Existential Angst at the Tesco Express

I was in a Tesco Express the other night buying myself a selection of junk food – BBQ Beef Hula-hoops, Quorn pasty, a Frijj milkshake.

When I noticed another guy who had a similar vibe to me – beard, long hair – but he was around ten years younger. He was buying similar stuff too: Monster Munch, a BLT, Lucozade.

I did a little eyebrow raise of recognition to him, kind of like if you see someone else wearing the same piece of clothing. Or like when bus drivers doing the same route in opposite directions acknowledge each other. I then thought nothing further of it.

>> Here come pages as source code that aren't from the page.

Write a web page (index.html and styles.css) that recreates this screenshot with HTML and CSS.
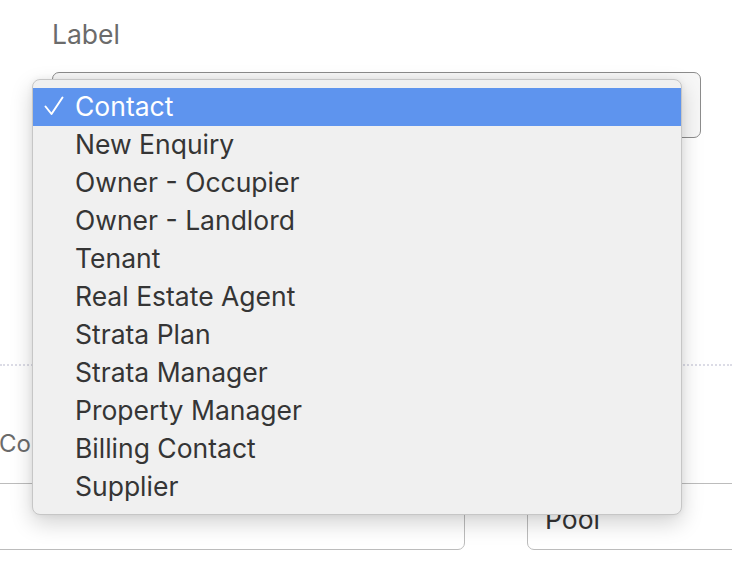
FILE: index.html
```html
<!DOCTYPE html>
<html lang="en">
<head>
    <meta charset="UTF-8">
    <meta name="viewport" content="width=device-width, initial-scale=1.0">
    <title>Contact label</title>
    <link rel="stylesheet" href="styles.css">
</head>
<body>

    <div class="page">
        <div class="field">
            <div class="field-label">Label</div>
            <div class="select">Contact</div>
        </div>

        <div class="divider"></div>

        <div class="row">
            <div class="col">
                <div class="field-label small">Contact</div>
                <div class="input input-left"></div>
            </div>
            <div class="col">
                <div class="field-label small">Type</div>
                <div class="input">Pool</div>
            </div>
        </div>

        <!-- открытый список выбора метки -->
        <ul class="menu">
            <li class="selected">
                <svg class="check" width="20" height="20" viewBox="0 0 20 20">
                    <polyline points="1.5,10.5 7.5,18 18.5,1.5" fill="none" stroke="#fff" stroke-width="2" stroke-linecap="round" stroke-linejoin="round"/>
                </svg>
                Contact
            </li>
            <li>New Enquiry</li>
            <li>Owner - Occupier</li>
            <li>Owner - Landlord</li>
            <li>Tenant</li>
            <li>Real Estate Agent</li>
            <li>Strata Plan</li>
            <li>Strata Manager</li>
            <li>Property Manager</li>
            <li>Billing Contact</li>
            <li>Supplier</li>
        </ul>
    </div>

</body>
</html>
```

FILE: styles.css
```css
body {
    margin: 0;
    font-family: Inter, "Noto Sans", sans-serif;
    background: #fff;
    color: #333;
    overflow: hidden;
}
.page {
    position: relative;
    height: 568px;
}
.field {
    padding: 16px 31px 0 52px;
}
.field-label {
    font-size: 26.5px;
    line-height: 36px;
    color: #6b6b6b;
}
/* подписи нижних полей частично закрыты меню */
.field-label.small {
    font-size: 24px;
    white-space: nowrap;
    overflow: hidden;
    width: 32px;
    margin-left: -1px;
}
.col + .col .field-label.small {
    visibility: hidden;
}
.select {
    margin-top: 20px;
    height: 64px;
    border: 1.5px solid #8c8c8c;
    border-radius: 7px;
    background: #f7f7f7;
    color: transparent;
}
.divider {
    margin-top: 226px;
    border-top: 2px dotted #dcdce6;
}
.row {
    display: grid;
    grid-template-columns: 465px 1fr;
    gap: 62px;
    margin-top: 60px;
}
.input {
    margin-top: 21px;
    border: 1.5px solid #bcbcbc;
    border-radius: 7px;
    width: 300px;
    height: 67px;
    box-sizing: border-box;
    padding-left: 17px;
    font-size: 26.5px;
    line-height: 70px;
    color: #333;
}
.input-left {
    margin-left: -30px;
    width: 495px;
}

/* выпадающее меню */
.menu {
    position: absolute;
    left: 32px;
    top: 79px;
    width: 650px;
    box-sizing: border-box;
    margin: 0;
    padding: 8px 0;
    list-style: none;
    background: #f0f0f0;
    border: 1px solid #c6c6c6;
    border-radius: 8px;
    box-shadow: 0 8px 22px rgba(0, 0, 0, 0.18), 0 0 6px rgba(0, 0, 0, 0.06);
}
.menu li {
    position: relative;
    height: 38px;
    line-height: 37px;
    padding-left: 42px;
    font-size: 26.5px;
    color: #353535;
}
.menu li.selected {
    background: #5e94ee;
    color: #fff;
}
.check {
    position: absolute;
    left: 11px;
    top: 8px;
}
```
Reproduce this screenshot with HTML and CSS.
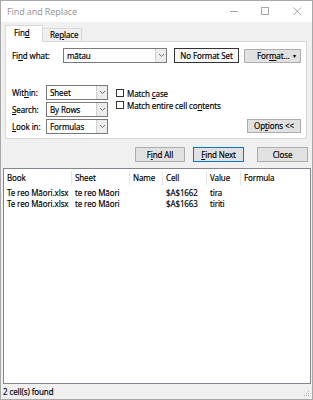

It was only when I was outside I realised that he probably looked at me and my basket, and thought “that could be me in ten years time, if I don’t get my act together”.

Buslets

Since moving to london I have been an avid bus rider (which is a bit like being Knight Rider given that similar to KIIT buses do talk to you in a robotic voice via their announcements).

Anyway, here are some couplets I’ve composed over the years about the various routes I’ve taken. If anyone from TfL is reading this do feel free to incorporate them into the onboard announcements for each route.

Feeling naughty
On the number 40

In the mix
On the 176

I come alive
On the 185

So fresh, so clean
On the P13

Halfway to heaven
On the 197

Heroes unsung
On the 171

Beyond my ken
On the 410

Can you guess from the above whereabouts I live and have lived in London?

Coming Out Story – a vignette

You’re a nice boy – you’ve always made mum proud.

There’s something you’ve got to tell her though. She’s always known you’ve been the shy and sensitive type, you were never really into sports at school, you played the clarinet. She knows that you and Harry have lived together since you met at uni in a student production of Little Shop of Horrors, but she seems to think the two of you are just very close.

So when she’s visiting you – her only son – in the big city, you take her to one of the nice (gentrified) pubs in your neighbourhood on a Sunday afternoon.

You sit in a quiet corner in the dining section. Roasts and a bottle of the house red have been ordered. You look at her meaningfully,

“Mum, i’m gay”

At that moment, the barmaid rings the last orders bell. Rainbow glitter rains down from the ceiling over your table. The Vengaboys’ signature hit Boom Boom Boom Boom starts blaring over the sound system.

Two oiled up bodybuilders in jockstraps and leather harnesses arrive out of nowhere and gyrate in front of you both.

TV presenter Anna Richardson emerges, drapes a pink feather boa around your neck, and congratulates you on being the 1,000th person to come out to their mum in that pub.

Richardson and the bodybuilders disperse, the music stops – as abruptly as it started. The waitress comes over with your roasts. When she brings the bucket full of condiments, she points out two bottles of Berlin XXX Hardcore poppers nestled between the mustard and the HP sauce.

“On the house” she says, with a knowing smile.